CF = 3 = Peak Current/RMS Current

and it is known that the RMS current is 18.4A, this means that:

Peak Current = 3 * 18.4A = 55.2A.

In this case, the crest factor is actually referring to the fact that the source can output "peaks" of current up to three times or more than the rated current. So if the user needed a source that could handle a large inrush current, this source would be a good fit for the application.

In looking at the above example, one might think that a higher crest factor is always desirable because the source has a greater capability to supply voltage or current than the rated value. However, this is not always so. As mentioned above, crest factor is the result of the interaction between source and load. So a limitation on this value could apply to the load. If a product has a rated current draw of 20A but a crest factor of 4, it could possibly draw up to 4 * 20A = 80A of current. If the power source did not have fail safe circuits to immediately shut off, the source could be damaged due to the high crest factor of the product. In such cases, it is important to consider the crest factor of the load as well as the source.

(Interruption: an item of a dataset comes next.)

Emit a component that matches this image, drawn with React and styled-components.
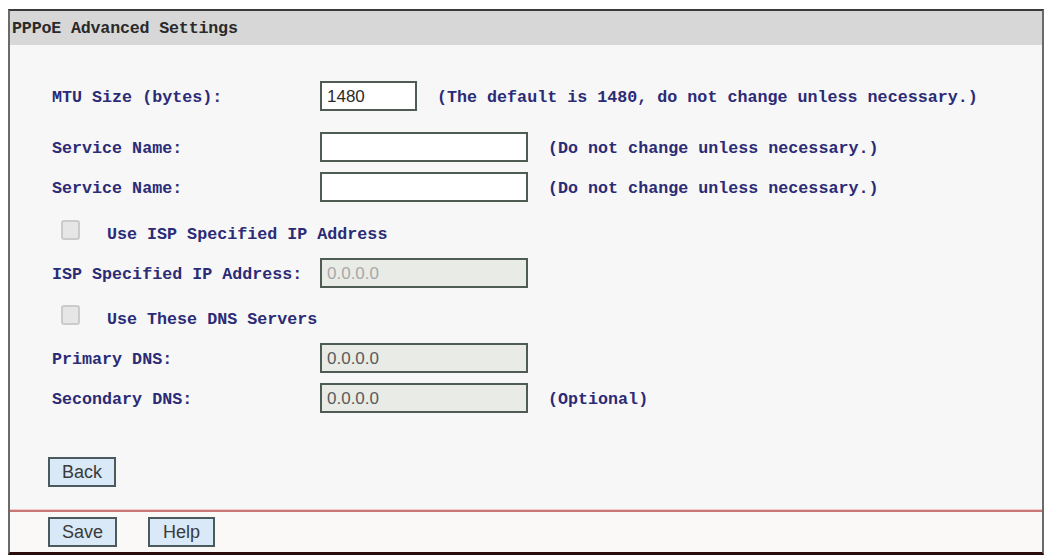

Power factor and crest factor both specify important capabilities of an electrical system. The power factor tells the user how efficient a particular product is at converting energy from one form to another. The lower the power factor, the greater the power that must be supplied to the system, and the lower the efficiency of the system. Crest factor relates the peak value of a signal to its root mean square value. This tells the end user not only the "purity" of a signal but also the capability for a system to output a particular voltage or current. Both quantities are important when determining the workings of an electrical system.